April 16, 2009 - 1:45pm
Adam Tuss, WTOP Radio

WASHINGTON - Imagine traveling between D.C. and New York City in two and a half hours without leaving the ground.

It may be a real travel possibility in the Northeast Corridor, now that President Barack Obama is putting a huge emphasis on high-speed rail.

"Between New York and Washington, [Acela] trains periodically achieve 135 miles per hour, but generally they cruise (at a top speed) of 125 miles per hour. With this investment, trains will be able to improve their overall speeds and therefore reduce the running times between these cities," Chief of Amtrak communications Cliff Black tells WTOP. "This is a major investment in higher speed passenger trains."

The federal government is allocating $8 billion in stimulus funds to develop high speed rail networks throughout the county.

But the money is not necessarily there to design and build high speed rail lines. Millions will be spent to enhance speeds on existing rail lines.

"We are talking about using existing infrastructure to increase speeds on some routes from 70 miles per hour to over 100 miles per hour," President Obama said during a news conference Thursday. "You are taking existing rail lines, you're upgrading them."

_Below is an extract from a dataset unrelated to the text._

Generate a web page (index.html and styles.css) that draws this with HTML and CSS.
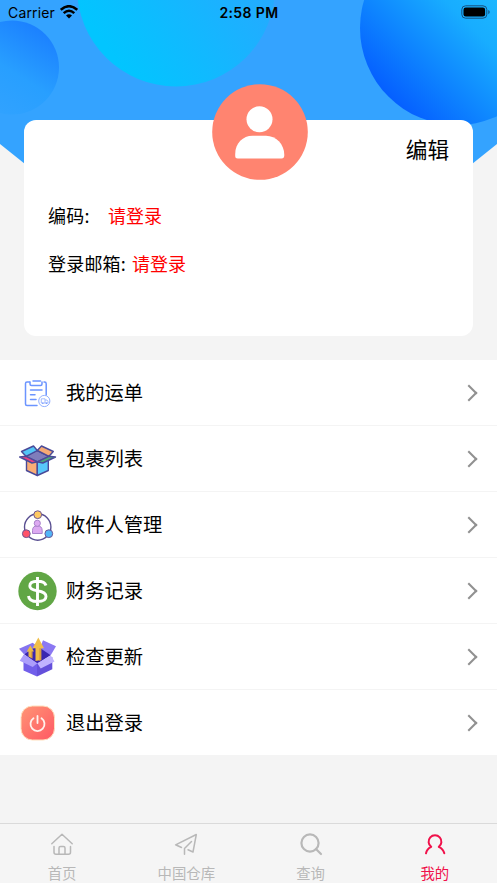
FILE: index.html
```html
<!DOCTYPE html>
<html lang="zh-CN">
<head>
<meta charset="utf-8">
<title>我的</title>
<link rel="stylesheet" href="styles.css">
</head>
<body>
<div class="screen">
  <svg class="backdrop" viewBox="0 0 497 360" aria-hidden="true">
    <defs>
      <linearGradient id="g1" x1=".35" y1=".95" x2=".85" y2=".15"><stop offset="0" stop-color="#30a2ff"/><stop offset=".45" stop-color="#289fff"/><stop offset="1" stop-color="#1c82ff"/></linearGradient>
      <linearGradient id="g2" x1=".15" y1=".8" x2=".85" y2=".3"><stop offset="0" stop-color="#02c5ff"/><stop offset="1" stop-color="#26a9ff"/></linearGradient>
      <linearGradient id="g3" x1=".15" y1=".85" x2=".75" y2=".25"><stop offset="0" stop-color="#0560ff"/><stop offset=".65" stop-color="#18adff"/><stop offset="1" stop-color="#1fbcff"/></linearGradient>
    </defs>
    <path d="M0 0H497V144L273 323H224L0 144Z" fill="#34a3ff"/>
    <circle cx="12" cy="67.500" r="47" fill="url(#g1)"/>
    <circle cx="176" cy="-12.500" r="99" fill="url(#g2)"/>
    <circle cx="457" cy="28" r="97" fill="url(#g3)"/>
  </svg>

  <header class="status">
    <div class="carrier"><span>Carrier</span>
      <svg width="18" height="14" viewBox="0 0 18 14"><g fill="none" stroke="#000" stroke-width="2.500"><path d="M.8 4.800Q9-2.400 17.200 4.800"/><path d="M3.700 8.100Q9 3.300 14.300 8.100"/></g><path d="M6 10.400Q9 8 12 10.400L9 13.400Z"/></svg>
    </div>
    <div class="time">2:58 PM</div>
    <div class="battery"><svg width="29" height="14" viewBox="0 0 29 14"><rect x=".8" y=".8" width="25" height="12.400" rx="3.800" fill="none" stroke="#17517f"/><rect x="2.500" y="2.500" width="21.600" height="9" rx="2.200"/><path d="M27.300 5v4.200q1.400-.6 1.400-2.100T27.300 5Z" fill="#17517f"/></svg></div>
  </header>

  <section class="card">
    <svg class="avatar" width="96" height="96" viewBox="0 0 96 96"><circle cx="48" cy="48" r="47.800" fill="#ff8470"/><circle cx="47.500" cy="35.300" r="13" fill="#fff"/><path d="M23.200 72V70C23.200 59 31 51.700 40.500 51.700H54C64 51.700 72.300 60 72.300 71Q72.300 74.500 69.500 74.500H25.700Q23.200 74.500 23.200 72Z" fill="#fff"/></svg>
    <div class="edit">编辑</div>
    <div class="fields">
      <div class="field"><span class="label code">编码:</span><span class="value">请登录</span></div>
      <div class="field"><span class="label mail">登录邮箱:</span><span class="value">请登录</span></div>
    </div>
  </section>

  <main class="menu">
    <div class="row">
      <svg class="icon" viewBox="0 0 40 40"><g fill="none" stroke="#6b94ff" stroke-width="1.500" stroke-linecap="round" stroke-linejoin="round"><path d="M11.500 9H9Q7.500 9 7.500 10.500V31Q7.500 32.500 9 32.500H19M26 9H26.500Q28.200 9 28.200 10.700V22"/><path d="M15 8H22.500M12 9V11Q12 12.500 13.500 12.500H22.500Q24 12.500 24 11V9M12.500 17H24M12.500 21.800H17M12.500 26.500H18"/></g><circle cx="26.300" cy="28" r="5.600" fill="#fff" stroke="#92b0ff" stroke-width="1"/><path d="M23.300 25.800H27V30H23.300ZM27 27H29L30 28.500V30H27" fill="none" stroke="#8eacff" stroke-width=".8"/><g fill="#7598ff"><circle cx="24.800" cy="30.300" r=".8"/><circle cx="28.500" cy="30.300" r=".8"/></g></svg>
      <span>我的运单</span><i class="chevron"></i>
    </div>
    <div class="row">
      <svg class="icon" viewBox="0 0 40 40"><g stroke="#4a4a98" stroke-width="1.400" stroke-linejoin="round"><path d="M8.500 19L19.300 23V36.500L8.500 31.500Z" fill="#f9ad76"/><path d="M19.300 23L30.300 19V31.500L19.300 36.500Z" fill="#58c8fa"/><path d="M8 17.300L19.300 11.500 31 17.300 19.300 22.800Z" fill="#7f7dbb"/><path d="M8 17.300L3.500 12.500 15.500 7 19.300 11.500Z" fill="#53c5f6"/><path d="M19.300 11.500L23.500 7 35.300 12.500 31 17.300Z" fill="#f6aa74"/><path d="M8 17.300L1.700 18 14 24 19.300 22.800Z" fill="#e84284"/><path d="M31 17.300L37.500 18 24.800 24 19.300 22.800Z" fill="#4ca97a"/></g></svg>
      <span>包裹列表</span><i class="chevron"></i>
    </div>
    <div class="row">
      <svg class="icon" viewBox="0 0 40 40"><g stroke="#6d5796" stroke-width="1"><circle cx="19.700" cy="22" r="13.200" fill="none" stroke="#594f91" stroke-width="1.400"/><circle cx="19.700" cy="9.700" r="3.900" fill="#ffca62"/><circle cx="8.300" cy="28.700" r="3.900" fill="#ff5269"/><circle cx="30.800" cy="28.700" r="3.900" fill="#52b5f8"/></g><g fill="#dca9f1" stroke="#a17bc6" stroke-width=".9"><path d="M14.500 28.500V25.500Q14.500 20.800 19.300 20.800T24.200 25.500V28.500Z"/><circle cx="19.300" cy="18.300" r="3.100"/></g></svg>
      <span>收件人管理</span><i class="chevron"></i>
    </div>
    <div class="row">
      <svg class="icon" viewBox="0 0 40 40"><circle cx="19.500" cy="20" r="19.200" fill="#61a645"/><path d="M28 14.500Q26.700 10.300 19.500 10.300 11.800 10.300 11.800 15 11.800 18.500 19.500 19.800 28 21.200 28 25.500 28 30.500 19.500 30.500 11 30.500 10.500 25M19.500 6V35" fill="none" stroke="#fff" stroke-width="2.900"/></svg>
      <span>财务记录</span><i class="chevron"></i>
    </div>
    <div class="row">
      <svg class="icon" viewBox="0 0 40 40"><path d="M6 17.300L14.700 10 25 8 32.700 18.300 19.300 27Z" fill="#3a26b0"/><path d="M1 11.700L14.700 5.700 19 9 6 17.300Z" fill="#8574ef"/><path d="M25 3.300L38 9.300 32.700 18.300 22 11Z" fill="#8b78f2"/><path d="M5.500 18L19 26.300V39.500L5.500 33.500Z" fill="#715eea"/><path d="M19 26.300L34.300 20V32.300L19 39.500Z" fill="#6450db"/><path d="M10.500 19.500V14.500H8.800L12.300 8.500 16 14.500H14.300V21.500Z" fill="#e9b944"/><path d="M17.500 24V11.300H14.700L20.300 .5 26 11.300H23.200V23Z" fill="#f0be48"/><path d="M21.300 24V11.300H23.200V23ZM13 20.800V14.500H14.300V21.500Z" fill="#d99b3f"/><path d="M6 17.300L19.300 26.300 14.700 30 1.700 23.700Z" fill="#ac9efb"/><path d="M19.300 26.300L32.700 18.300 36.500 24.500 22.700 31.500Z" fill="#c0b3ff"/></svg>
      <span>检查更新</span><i class="chevron"></i>
    </div>
    <div class="row">
      <svg class="icon" viewBox="0 0 40 40"><defs><linearGradient id="g4" x1="0" y1="0" x2="1" y2="1"><stop offset="0" stop-color="#ff9675"/><stop offset="1" stop-color="#ff5864"/></linearGradient></defs><rect x="3" y="3" width="33.500" height="34" rx="11.500" fill="url(#g4)" stroke="#ffe0bd"/><path d="M15.500 15.300A7 7 0 1 0 23.500 15.300M19.500 13V20" fill="none" stroke="#fff2ed" stroke-width="1.800" stroke-linecap="round"/></svg>
      <span>退出登录</span><i class="chevron"></i>
    </div>
  </main>

  <nav class="tabs">
    <div class="tab"><svg viewBox="0 0 26 26"><path d="M2.800 12.800L13 3.300 23.200 12.800M5 15.500V21.300Q5 23.300 7 23.300H19.500Q21.500 23.300 21.500 21.300V15.500M10 23V17Q10 15.500 11.500 15.500H14.500Q16 15.500 16 17V23"/></svg><span>首页</span></div>
    <div class="tab"><svg viewBox="0 0 26 26"><path d="M8.500 16.500L2.600 13.800 23.300 3.500 20 21 15 18.700M11.500 23.300V17.500L18.500 10.500"/></svg><span>中国仓库</span></div>
    <div class="tab"><svg class="search" viewBox="0 0 26 26"><circle cx="12" cy="12" r="8.600"/><path d="M18 18L23 23"/></svg><span>查询</span></div>
    <div class="tab active"><svg viewBox="0 0 26 26"><path d="M4 22.300Q4.700 18 9.200 15.800A6.400 6.400 0 1 1 16.800 15.800Q21.300 18 22.300 22.300"/></svg><span>我的</span></div>
  </nav>
</div>
</body>
</html>
```
FILE: styles.css
```css
* { box-sizing: border-box; }
body {
  margin: 0;
  background: #f4f4f4;
  color: #000;
  font-family: "Noto Sans CJK SC", sans-serif;
}
.screen {
  position: relative;
  height: 883px;
  display: flex;
  flex-direction: column;
  overflow: hidden;
}
.backdrop {
  position: absolute;
  top: 0;
  left: 0;
  width: 497px;
  height: 360px;
}
.status {
  position: relative;
  flex: none;
  height: 26px;
  display: grid;
  grid-template-columns: 1fr auto 1fr;
  align-items: center;
  padding: 0 7px 0 8px;
  font-family: Inter, sans-serif;
  font-size: 14px;
}
.carrier { display: flex; align-items: center; gap: 5px; letter-spacing: .15px; }
.carrier svg { margin-top: -2px; }
.time { font-weight: 600; letter-spacing: .4px; }
.carrier span, .time { margin-top: -1px; }
.battery { display: flex; justify-content: flex-end; margin-top: -2px; }
.card {
  position: relative;
  flex: none;
  height: 216px;
  margin: 94px 24px 24px;
  padding: 11px 24px 0;
  border-radius: 12px;
  background: #fff;
}
.avatar { position: absolute; left: 188px; top: -36px; }
.edit { height: 36px; line-height: 36px; font-size: 21.6px; text-align: right; }
.fields { padding-top: 24px; font-size: 18px; }
.field { display: flex; height: 48px; line-height: 48px; }
.label { letter-spacing: .2px; }
.code { width: 60px; }
.mail { width: 84px; }
.value { color: #f00; }
.menu { flex: none; }
.row {
  position: relative;
  display: flex;
  align-items: center;
  height: 66px;
  padding: 0 22px 0 18px;
  border-bottom: 1.5px solid #f4f4f4;
  background: #fff;
  font-size: 19.3px;
}
.icon { width: 40px; height: 40px; margin-right: 8px; flex: none; overflow: visible; }
.row span { flex: 1; margin-top: -2px; }
.chevron {
  width: 12px;
  height: 12px;
  border-top: 2px solid #909090;
  border-right: 2px solid #909090;
  transform: rotate(45deg);
}
.tabs {
  flex: none;
  margin-top: auto;
  height: 60px;
  display: grid;
  grid-template-columns: repeat(4, 1fr);
  border-top: 1.5px solid #dadada;
  background: #f5f5f5;
  color: #b8b8b8;
}
.tab { display: flex; flex-direction: column; align-items: center; padding-top: 7px; }
.tab svg {
  width: 26px;
  height: 26px;
  fill: none;
  stroke: currentColor;
  stroke-width: 1.5;
  stroke-linecap: round;
  stroke-linejoin: round;
}
.tab .search { stroke-width: 2.2; }
.tab span { margin-top: 6px; font-size: 14.4px; line-height: 20px; }
.active { color: #f0114a; }
.active svg { stroke-width: 2; }
```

Black says that means some trains traveling between D.C. and New York may soon be able to hit 150 miles per hour. That would allow the Acela to run between the two cities in two and a half hours, downtown-to-downtown. Currently, the trip takes two hours and 45 minutes.

Trains between New York and Boston can already get to a top speed of 150 miles per hour, but that is only on a 35-mile stretch of track in Rhode Island and Massachusetts.

Still, the president says the U.S. is light years behind foreign nations when it comes to high speed rail.

"In Spain, a high speed line between Madrid and Sevilla is so successful, that more people travel between those cities by rail than by car and airplane combined," Obama said. "Japan, the nation that unveiled the first high-speed rail system, is already at work building the next -- a line that will connect Tokyo with Osaka at speeds over 300 miles per hour. It is happening right now. The problem is, it's been happening elsewhere."